TASK DIRECTIONS. In the listing below, locate the lines that hold "React" and copy them.

· · · ·

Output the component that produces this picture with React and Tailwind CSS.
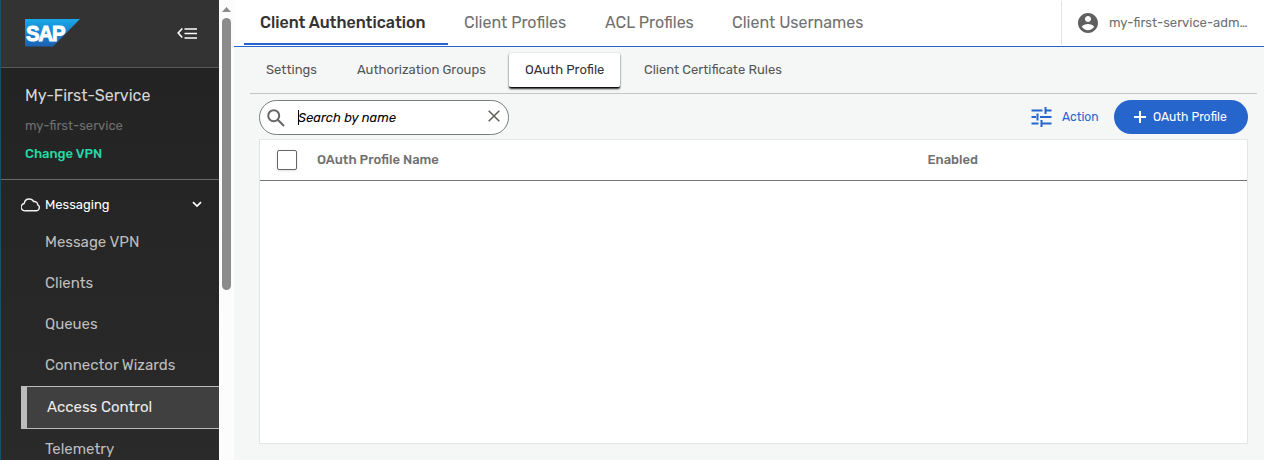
import React from "react";

const navBefore = ["Message VPN", "Clients", "Queues", "Connector Wizards"];

function SapLogo() {
  return (
    <svg width="55" height="28" viewBox="0 0 55 28" className="block">
      <defs>
        <linearGradient id="sap" x1="0" y1="0" x2="0" y2="1">
          <stop offset="0" stopColor="#1aa7e8" />
          <stop offset="1" stopColor="#1c61b4" />
        </linearGradient>
      </defs>
      <path d="M0 0H55L28 27.5H0Z" fill="url(#sap)" />
      <text x="1" y="21.5" textLength="38.5" lengthAdjust="spacingAndGlyphs" fill="#fff" stroke="#fff" strokeWidth="1" letterSpacing="-1.2" fontFamily="Liberation Sans, Arial, sans-serif" fontWeight="700" fontSize="22.5">SAP</text>
    </svg>
  );
}

function Sidebar() {
  return (
    <aside className="flex h-full w-[219px] flex-col border-l border-[#15506f] bg-gradient-to-b from-[#222222] to-[#2a2a2a]">
      <div className="flex h-[68px] shrink-0 justify-between border-b border-[#575757] bg-[#333333] pl-6 pr-[22px] pt-[19px]">
        <SapLogo />
        <svg width="20" height="12" viewBox="0 0 20 12" className="mt-[9px] block" fill="none" stroke="#fff">
          <path d="M5.3 0.5L1.2 5L5.3 9.5" strokeWidth="1.6" />
          <path d="M7.5 1H20M7.5 5.5H20M7.5 10H20" strokeWidth="1.4" />
        </svg>
      </div>
      <div className="h-[112px] shrink-0 border-b border-[#686868] pl-6 pt-[18px]">
        <div className="h-5 whitespace-nowrap text-[16px] leading-5 text-[#d6d6d6]">My-First-Service</div>
        <div className="mt-[12px] h-4 whitespace-nowrap text-[13px] leading-4 text-[#707070]">my-first-service</div>
        <div className="mt-[12px] h-4 whitespace-nowrap text-[13px] font-medium leading-4 text-[#23d9a5]">Change VPN</div>
      </div>
      <div className="flex h-[42px] shrink-0 items-center pl-5 pr-[17px] pt-[8px]">
        <svg width="19" height="14" viewBox="0 0 19 14" fill="none" stroke="#f2f2f2" strokeWidth="1.4" className="mr-[5px]">
          <path d="M4.5 12.8A3.7 3.7 0 0 1 3.2 5.5C3.6 2.8 5.7 1 8.2 1C10.2 1 11.8 1.9 12.7 3.6C15 3.3 16.6 4.7 16.7 6.8C18 7.5 18.6 8.7 18.3 10C18 11.8 16.7 12.8 15.1 12.8Z" />
        </svg>
        <span className="text-[13px] text-white">Messaging</span>
        <svg width="10" height="7" viewBox="0 0 10 7" className="-mt-0.5 ml-auto" fill="none" stroke="#fff" strokeWidth="1.7">
          <path d="M1 1.2L5 5L9 1.2" />
        </svg>
      </div>
      <nav className="flex flex-col text-[15px] text-[#bdbdbd]">
        {navBefore.map((label) => (
          <div key={label} className="flex h-[41px] items-center pl-11">{label}</div>
        ))}
        <div className="ml-5 flex h-[43px] items-center border-y border-l-[6px] border-[#bcbcbc] bg-[#404040] pl-5 text-[#ececec]">Access Control</div>
        <div className="flex h-[41px] items-center pl-11">Telemetry</div>
      </nav>
    </aside>
  );
}

function Scrollbar() {
  return (
    <div className="flex h-full w-[15px] shrink-0 flex-col items-center bg-[#fcfcfc] pt-[7px]">
      <svg width="9" height="5" viewBox="0 0 9 5" className="mb-[6px] shrink-0"><path d="M4.5 0L9 5H0Z" fill="#8b8b8b" /></svg>
      <div className="h-[272px] w-[9px] shrink-0 rounded-full bg-[#8b8b8b]" />
    </div>
  );
}

function TopTabs() {
  return (
    <header className="flex h-[47px] shrink-0 whitespace-nowrap border-b border-[#2666cc] bg-white pl-[10px] text-[16px] text-[#707070]">
      <div className="flex h-[45px] w-[204px] items-center border-b-2 border-[#2666cc] pl-4 pt-0.5 font-medium text-[#333]">Client Authentication</div>
      <div className="flex h-[45px] w-[141px] items-center pl-4">Client Profiles</div>
      <div className="flex h-[45px] w-[127px] items-center pl-4">ACL Profiles</div>
      <div className="flex h-[45px] items-center pl-4">Client Usernames</div>
      <div className="ml-auto mt-px flex h-11 w-[203px] items-center border-l border-[#e3e3e3] pl-[14px] text-[13px]">
        <svg width="24" height="24" viewBox="0 0 24 24" fill="#606060" className="shrink-0">
          <path d="M12 2C6.48 2 2 6.48 2 12s4.48 10 10 10 10-4.48 10-10S17.52 2 12 2zm0 3c1.66 0 3 1.34 3 3s-1.34 3-3 3-3-1.34-3-3 1.34-3 3-3zm0 14.2c-2.5 0-4.71-1.28-6-3.22.03-1.99 4-3.08 6-3.08 1.99 0 5.97 1.09 6 3.08-1.29 1.94-3.5 3.22-6 3.22z" />
        </svg>
        <span className="ml-[9px]">my-first-service-adm…</span>
      </div>
    </header>
  );
}

function SubTabs() {
  return (
    <div className="ml-4 mr-[7px] flex h-[47px] shrink-0 items-start whitespace-nowrap border-b border-[#c4c4c4] pt-[6px] text-[13px] text-[#555]">
      <div className="flex h-[34px] w-[91px] items-center pl-4">Settings</div>
      <div className="flex h-[34px] w-[168px] items-center pl-4">Authorization Groups</div>
      <div className="flex h-[35px] w-[111px] items-center rounded-[2px] border-b border-[#111] bg-white pl-4 text-[#333] shadow-[0_1px_2px_0_rgba(0,0,0,0.85)]">OAuth Profile</div>
      <div className="flex h-[34px] items-center pl-6">Client Certificate Rules</div>
    </div>
  );
}

function Toolbar() {
  return (
    <div className="ml-[25px] mr-4 mt-[5px] flex h-9 shrink-0 items-center">
      <div className="flex h-[35px] w-[250px] items-center rounded-full border border-[#777d7a] bg-white pl-[7px] pr-[8px]">
        <svg width="18" height="18" viewBox="0 0 18 18" fill="none" stroke="#666" strokeWidth="2" className="mt-px shrink-0">
          <circle cx="6.7" cy="6.7" r="5.5" /><path d="M10.8 10.8L17 17" />
        </svg>
        <span className="ml-[13px] h-[15px] w-px bg-black" />
        <span className="-ml-px whitespace-nowrap pt-px text-[13px] italic text-black">Search by name</span>
        <svg width="12" height="12" viewBox="0 0 12 12" fill="none" stroke="#5c5c55" strokeWidth="1.5" className="-mt-[2px] ml-auto"><path d="M0.7 0.7L11.3 11.3M11.3 0.7L0.7 11.3" /></svg>
      </div>
      <svg width="21" height="20" viewBox="0 0 21 20" fill="none" stroke="#2666cc" strokeWidth="2" className="ml-auto">
        <path d="M0.5 3.5H11.5M13.5 3.5H20.5M14.5 0V7M0.5 10H5M9 10H20.5M6.5 6.5V13.5M0.5 16.5H7.5M9.5 16.5H20.5M10.5 13V20" />
      </svg>
      <span className="ml-[10px] w-[52px] origin-left scale-x-[0.93] text-[13px] text-[#2666cc]">Action</span>
      <button className="-mt-px flex h-[34px] w-[134px] items-center whitespace-nowrap rounded-full bg-[#2666cc] pl-[20px] text-[13px] text-white">
        <svg width="12" height="12" viewBox="0 0 12 12" className="mr-[7px] shrink-0" stroke="#fff" strokeWidth="2"><path d="M6 0V12M0 6H12" /></svg>
        <span className="origin-left scale-x-[0.93]">OAuth Profile</span>
      </button>
    </div>
  );
}

export default function App() {
  return (
    <div className="flex h-[460px] w-[1264px] overflow-hidden bg-[#f5f7f7] font-['Rubik',Roboto,sans-serif]">
      <Sidebar />
      <Scrollbar />
      <main className="flex min-w-0 flex-1 flex-col">
        <TopTabs />
        <SubTabs />
        <Toolbar />
        <section className="ml-[25px] mr-4 mt-[4px] h-[305px] shrink-0 border border-[#e3e6e6] bg-white">
          <div className="flex h-[41px] items-center border-b border-[#777] pl-[17px] text-[13px] font-medium text-[#707070]">
            <span className="h-5 w-5 rounded-[2px] border border-[#666] bg-white shadow-sm" />
            <span className="ml-5 w-[610.5px]">OAuth Profile Name</span>
            <span>Enabled</span>
          </div>
        </section>
      </main>
    </div>
  );
}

· · · ·

THE RESULT.
Output the component that produces this picture with React and Tailwind CSS.
import React from "react";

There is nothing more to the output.